The key is to be consistent with whatever schedule you set. If you can manage sharing one link a day, five days a week, you’ll be in a great position to elevate your credibility.  

#3: Give and You Shall Receive  

You may have heard before that joining groups is a great way to get noticed on LinkedIn. Unfortunately, most writers end up doing the one thing that doesn’t help at all – they join a whole bunch of groups and then never engage them again. 
 
If you want to get the most out of the groups in LinkedIn, you have to provide value. Establish your knowledge and authority.  
 
You can do this in a number of ways. For starters, chime in on discussions happening throughout the group. Offer your support and professional advice. Show the other members you’re there for the group, not just your own self-interest. 
 
You might also share relevant links within the group, sharing a news item, blog, or podcast that might affect those members.  
 
Finally, it would be a huge benefit to offer a sample of your services, such as a written sample of web content. It’s a quick task you can do for free that could lead to more work. 
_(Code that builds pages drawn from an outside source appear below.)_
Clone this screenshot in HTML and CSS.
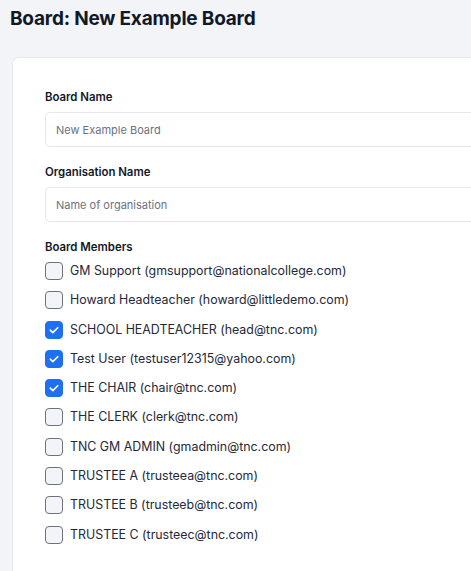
FILE: index.html
```html
<!DOCTYPE html>
<html lang="en">
<head>
<meta charset="utf-8">
<title>Board: New Example Board</title>
<link rel="stylesheet" href="styles.css">
</head>
<body>
<main class="page">
  <h1 class="page-title">Board: New Example Board</h1>
  <section class="card">
    <form class="board-form">
      <div class="field">
        <label class="field-label" for="board-name">Board Name</label>
        <input class="text-input" id="board-name" type="text" placeholder="New Example Board">
      </div>
      <div class="field">
        <label class="field-label" for="org-name">Organisation Name</label>
        <input class="text-input" id="org-name" type="text" placeholder="Name of organisation">
      </div>
      <div class="field">
        <span class="field-label">Board Members</span>
        <ul class="member-list">
          <li class="member"><span class="check"></span><span class="member-name">GM Support (gmsupport@nationalcollege.com)</span></li>
          <li class="member"><span class="check"></span><span class="member-name">Howard Headteacher (howard@littledemo.com)</span></li>
          <li class="member"><span class="check is-checked"><svg viewBox="0 0 18 18"><path d="M4.8 9.2l2.9 2.8 5.5-5.6"/></svg></span><span class="member-name">SCHOOL HEADTEACHER (head@tnc.com)</span></li>
          <li class="member"><span class="check is-checked"><svg viewBox="0 0 18 18"><path d="M4.8 9.2l2.9 2.8 5.5-5.6"/></svg></span><span class="member-name">Test User (testuser12315@yahoo.com)</span></li>
          <li class="member"><span class="check is-checked"><svg viewBox="0 0 18 18"><path d="M4.8 9.2l2.9 2.8 5.5-5.6"/></svg></span><span class="member-name">THE CHAIR (chair@tnc.com)</span></li>
          <li class="member"><span class="check"></span><span class="member-name">THE CLERK (clerk@tnc.com)</span></li>
          <li class="member"><span class="check"></span><span class="member-name">TNC GM ADMIN (gmadmin@tnc.com)</span></li>
          <li class="member"><span class="check"></span><span class="member-name">TRUSTEE A (trusteea@tnc.com)</span></li>
          <li class="member"><span class="check"></span><span class="member-name">TRUSTEE B (trusteeb@tnc.com)</span></li>
          <li class="member"><span class="check"></span><span class="member-name">TRUSTEE C (trusteec@tnc.com)</span></li>
        </ul>
      </div>
    </form>
  </section>
</main>
</body>
</html>
```

FILE: styles.css
```css
html, body {
  margin: 0;
  padding: 0;
  background: #f3f4f8;
}

body {
  font-family: "Inter", "Open Sans", sans-serif;
  color: #1f2937;
}

.page {
  padding: 0 0 0 10px;
}

.page-title {
  margin: 0;
  padding-top: 7px;
  height: 57px;
  box-sizing: border-box;
  font-size: 19px;
  line-height: 24px;
  font-weight: 700;
  color: #111827;
  letter-spacing: -0.2px;
}

.card {
  margin-left: 2px;
  background: #ffffff;
  border: 1px solid #e6e8ef;
  border-right: none;
  border-radius: 7px 0 0 7px;
  padding: 31px 0 40px 32px;
}

.board-form {
  display: flex;
  flex-direction: column;
  gap: 17px;
}

.field {
  display: flex;
  flex-direction: column;
  gap: 7px;
}

.field-label {
  font-size: 11.4px;
  line-height: 16px;
  font-weight: 600;
  color: #111827;
}

.text-input {
  width: 100%;
  box-sizing: border-box;
  height: 35px;
  border: 1px solid #e5e7ee;
  border-right: none;
  border-radius: 5px 0 0 5px;
  padding: 0 10px;
  font-family: inherit;
  font-size: 11px;
  background: #fff;
  outline: none;
}

.text-input::placeholder {
  color: #6b7280;
}

.member-list {
  list-style: none;
  margin: 0;
  padding: 0;
  display: flex;
  flex-direction: column;
  gap: 11.3px;
}

.member {
  display: flex;
  align-items: center;
  gap: 7px;
  height: 18px;
}

.check {
  width: 18px;
  height: 18px;
  box-sizing: border-box;
  border: 1px solid #6b7280;
  border-radius: 4px;
  background: #f3f4f8;
  flex: none;
}

.check.is-checked {
  background: #1f6ff2;
  border-color: #1f6ff2;
}

.check svg {
  display: block;
  width: 16px;
  height: 16px;
  fill: none;
  stroke: #ffffff;
  stroke-width: 1.8;
  stroke-linecap: round;
  stroke-linejoin: round;
}

.member-name {
  font-size: 12.4px;
  line-height: 16px;
  color: #1f2937;
}
```
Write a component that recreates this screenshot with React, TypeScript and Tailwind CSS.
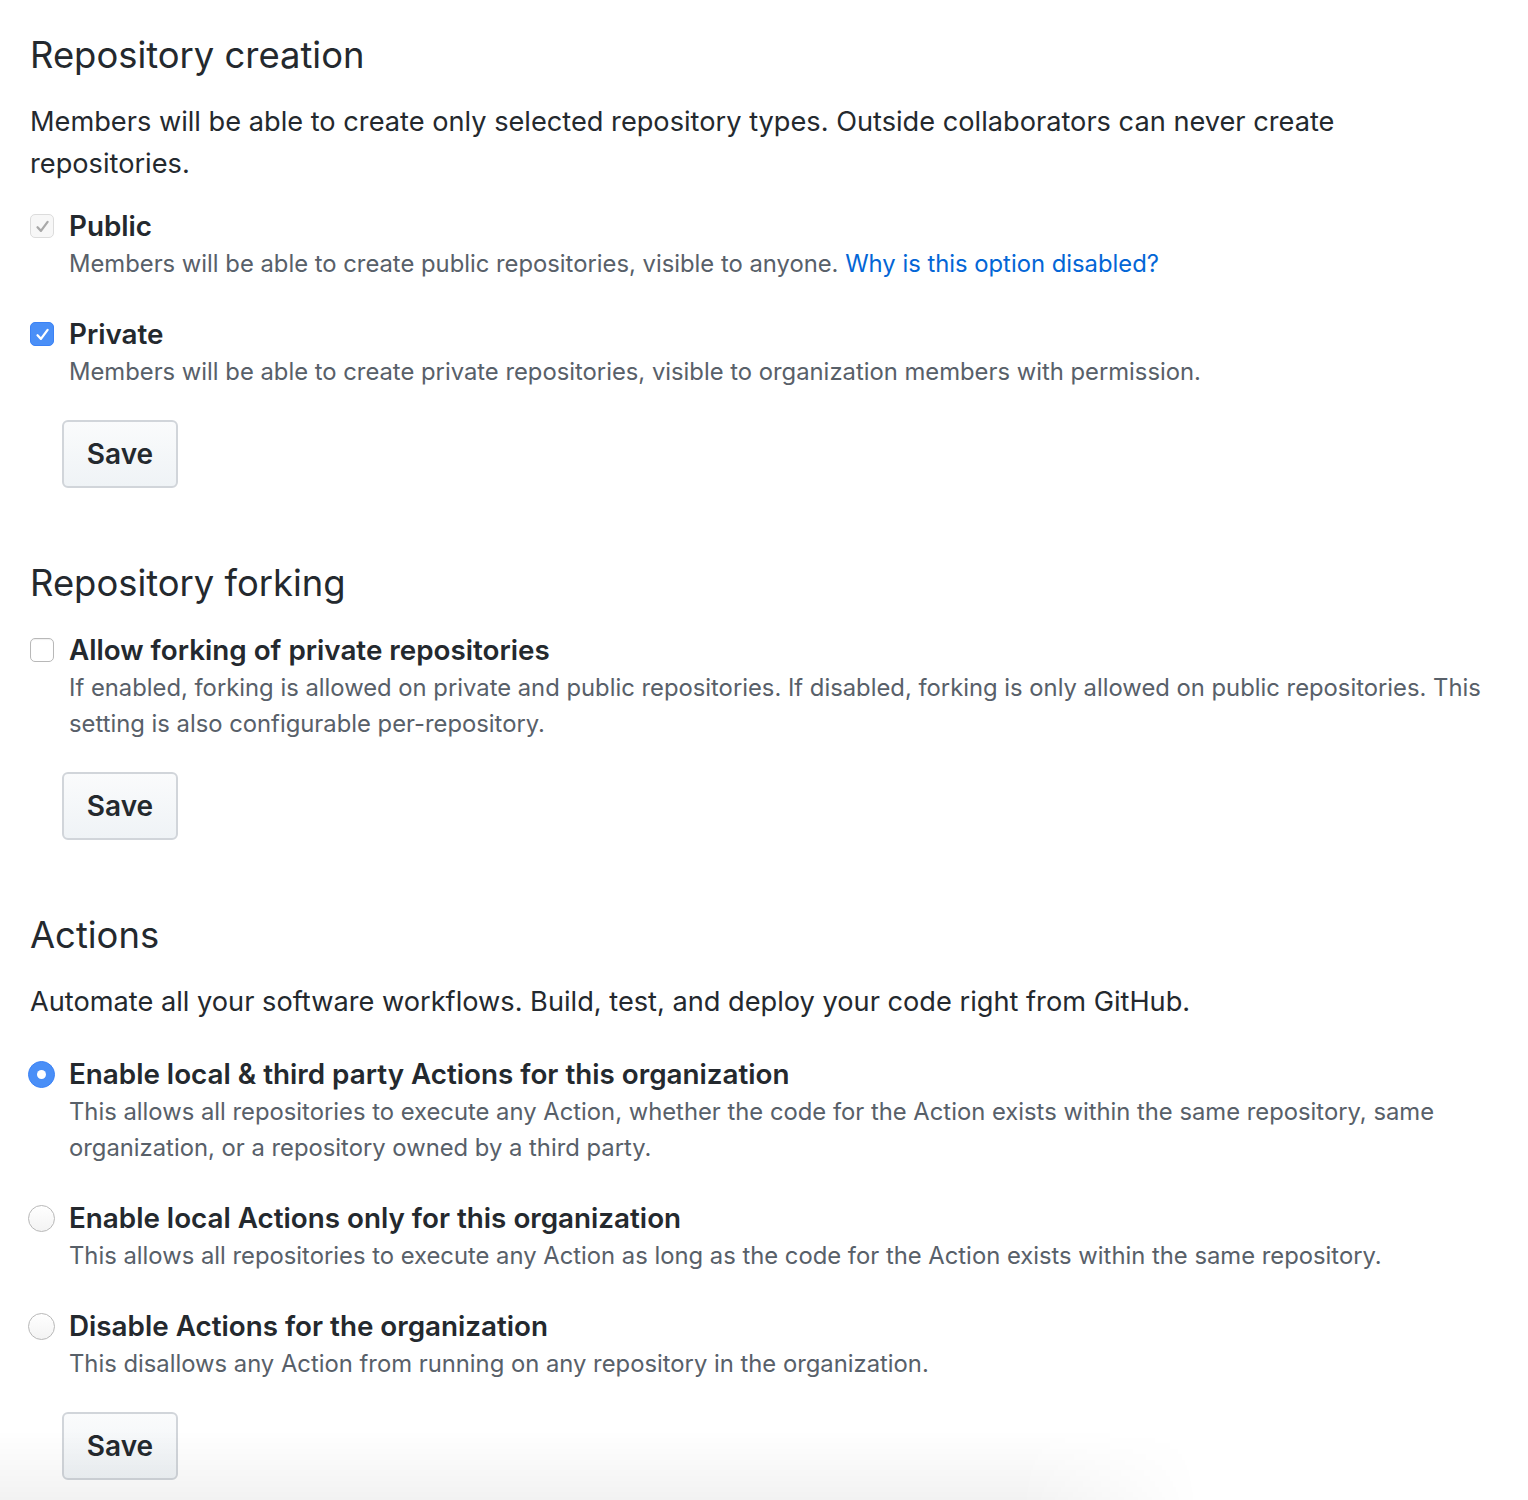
import clsx from 'clsx';

function Checkbox({ state }: { state: 'checked' | 'disabled' | 'off' }) {
  return (
    <span
      className={clsx(
        'mt-[7px] flex h-6 w-6 shrink-0 items-center justify-center rounded-[5px] border',
        state === 'checked' && 'border-[#3b82f6] bg-[#4a8ff7]',
        state === 'disabled' && 'border-[#dcdcdc] bg-[#f7f7f7]',
        state === 'off' && 'border-[#b8b8b8] bg-white shadow-[inset_0_1px_1px_rgba(0,0,0,0.06)]'
      )}
    >
      {state !== 'off' && (
        <svg viewBox="0 0 16 16" className="h-[19px] w-[19px]" fill="none">
          <path
            d="M3.8 8.6l2.9 3.1 5.6-7.6"
            stroke={state === 'checked' ? '#ffffff' : '#a8a8a8'}
            strokeWidth="1.9"
            strokeLinecap="round"
            strokeLinejoin="round"
          />
        </svg>
      )}
    </span>
  );
}

function Radio({ checked }: { checked?: boolean }) {
  return (
    <span
      className={clsx(
        '-ml-[2px] mt-[6px] flex h-[27px] w-[27px] shrink-0 items-center justify-center rounded-full border',
        checked
          ? 'border-[#3b82f6] bg-[#4a8ff7]'
          : 'border-[#b8b8b8] bg-gradient-to-b from-white to-[#f3f3f3]'
      )}
    >
      {checked && <span className="h-[9px] w-[9px] rounded-full bg-white" />}
    </span>
  );
}

function SaveButton() {
  return (
    <button className="ml-[32px] h-[68px] w-[116px] rounded-[6px] border-2 border-[#d1d5da] bg-gradient-to-b from-[#fafbfc] to-[#eff3f6] text-[28px] font-semibold text-[#24292e]">
      Save
    </button>
  );
}

function Option({
  control,
  label,
  children,
  className,
  radio,
}: {
  control: React.ReactNode;
  label: string;
  children: React.ReactNode;
  className?: string;
  radio?: boolean;
}) {
  return (
    <div className={clsx('flex items-start', radio ? 'gap-[14px]' : 'gap-[15px]', className)}>
      {control}
      <div className="flex-1">
        <p className="text-[27.8px] font-semibold leading-[38px] text-[#24292e]">{label}</p>
        <p className="mt-px text-[23.8px] leading-[36px] text-[#586069]">{children}</p>
      </div>
    </div>
  );
}

export default function App() {
  return (
    <div
      className="relative min-h-[1500px] overflow-hidden bg-white pl-[30px] pr-[38px] pt-[25px]"
      style={{ fontFamily: 'Inter, "Noto Sans", sans-serif' }}
    >
      <h2 className="text-[36.4px] font-normal leading-[60px] text-[#24292e]">Repository creation</h2>
      <p className="mt-4 text-[27.2px] leading-[42px] text-[#24292e]">
        Members will be able to create only selected repository types. Outside collaborators can never create
        repositories.
      </p>

      <Option className="mt-[22px]" control={<Checkbox state="disabled" />} label="Public">
        Members will be able to create public repositories, visible to anyone.{' '}
        <a className="text-[#0366d6]">Why is this option disabled?</a>
      </Option>
      <Option className="mt-[33px]" control={<Checkbox state="checked" />} label="Private">
        Members will be able to create private repositories, visible to organization members with permission.
      </Option>
      <div className="mt-[30px]">
        <SaveButton />
      </div>

      <h2 className="mt-[65px] text-[36.4px] font-normal leading-[60px] text-[#24292e]">Repository forking</h2>
      <Option className="mt-[18px]" control={<Checkbox state="off" />} label="Allow forking of private repositories">
        If enabled, forking is allowed on private and public repositories. If disabled, forking is only allowed on
        public repositories. This setting is also configurable per-repository.
      </Option>
      <div className="mt-[30px]">
        <SaveButton />
      </div>

      <h2 className="mt-[65px] text-[36.4px] font-normal leading-[60px] text-[#24292e]">Actions</h2>
      <p className="mt-4 text-[27.2px] leading-[42px] text-[#24292e]">
        Automate all your software workflows. Build, test, and deploy your code right from GitHub.
      </p>

      <Option
        radio
        className="mt-[32px]"
        control={<Radio checked />}
        label="Enable local & third party Actions for this organization"
      >
        This allows all repositories to execute any Action, whether the code for the Action exists within the same
        repository, same organization, or a repository owned by a third party.
      </Option>
      <Option radio className="mt-[33px]" control={<Radio />} label="Enable local Actions only for this organization">
        This allows all repositories to execute any Action as long as the code for the Action exists within the same
        repository.
      </Option>
      <Option radio className="mt-[33px]" control={<Radio />} label="Disable Actions for the organization">
        This disallows any Action from running on any repository in the organization.
      </Option>
      <div className="mt-[30px]">
        <SaveButton />
      </div>

      <div className="pointer-events-none absolute bottom-0 left-0 h-[70px] w-[1200px] bg-gradient-to-b from-transparent to-[rgba(0,0,0,0.05)] [mask-image:linear-gradient(to_right,black_85%,transparent)]" />
    </div>
  );
}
Get the Most Out of LinkedIn

LinkedIn truly is a powerful tool for freelancing professionals. If you put in the time and energy to make an impressive profile and boost your presence, it will pay you back tenfold. 
 
You’ll develop a rapport with your ideal clients … get more connections (and ultimately more paying work) than ever before … and be able to leverage your “Expert” status into bigger fees. 
 
All you have to do is follow these tips, keep in tune with your industry, and stay up to date with new features on LinkedIn itself. Show your ideal clients how much you care and what they stand to gain from working with you, and the sky’s the limit.